We're living in this weird Warholian prophecy where we're all artists with these democratic tools and all we really do is aestheticize ourselves and our friends and the brunch that we ate this morning and narrate it constantly and pathetically. And in a society where a picture is how we narrate our history, the song asks what an image of dissent could really be, whether it's possible, and what it would look like. That's what that song means to me. And there's a circularity to the system that makes it an impenetrable veil, and to break through to some other kind of alternative seems increasingly impossible. That's insane. Short of suicide or violence or something. So I'm really psyched because we were just editing last night and finally figured out what that's about. But it's about...like the default Facebook profile pic. The blue background with the silhouette of the male and the female...we've got them both going in that one.
But that was not a conscious choice—that association?
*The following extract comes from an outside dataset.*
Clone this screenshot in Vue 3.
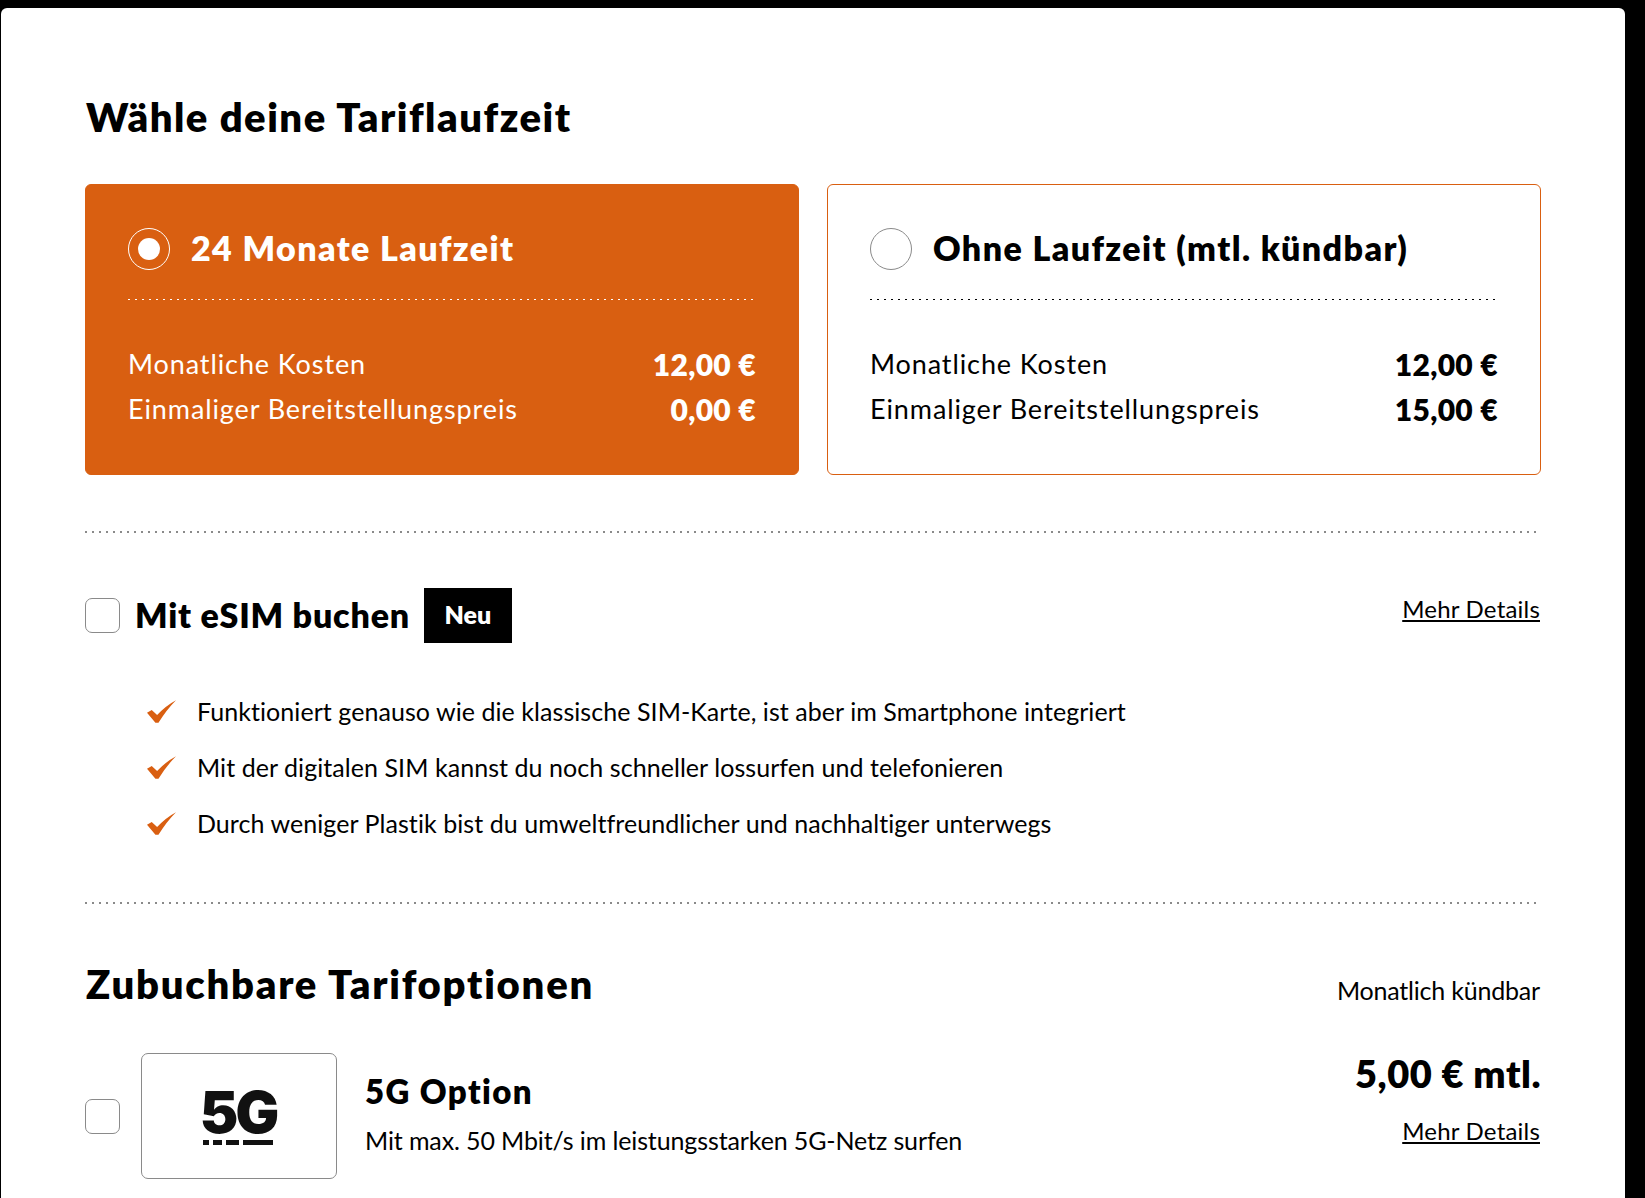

That was just a stumbling forward. But...fuck, I think I know that.
Do you participate in political activism in any way? Well, you feel like dissent is like an image of dissent. That's my problem. It's an image of dissent that basically validates the system that the dissenters are dissenting against. I don't know. Maybe that's circular, cynical, or something, but it just doesn't feel like...that feels like an old...an anachronistic approach.
Are you referring to Occupy Wall Street demonstrations? Yeah. But I don't know. Maybe I'm just an asshole. I'm not sure. We went down there. It's funny, Amber and I went down there with her dad. And we were there for like 5 minutes and we saw the drum circle, and then we were approached by a guy from the Huffington Post who wanted to interview her dad.
Is her dad like a public figure? Just a tourist. You can watch a video of Gil Coffman on the travel section of the Huffington Post being like, "I'm an old hippie from Austin, I think this is great." That's what it was. I dunno, I mean, what do you think? I think it's exciting, and I would love to give them my faith. I have a deeper feeling of futility of it. But maybe I'm just an asshole.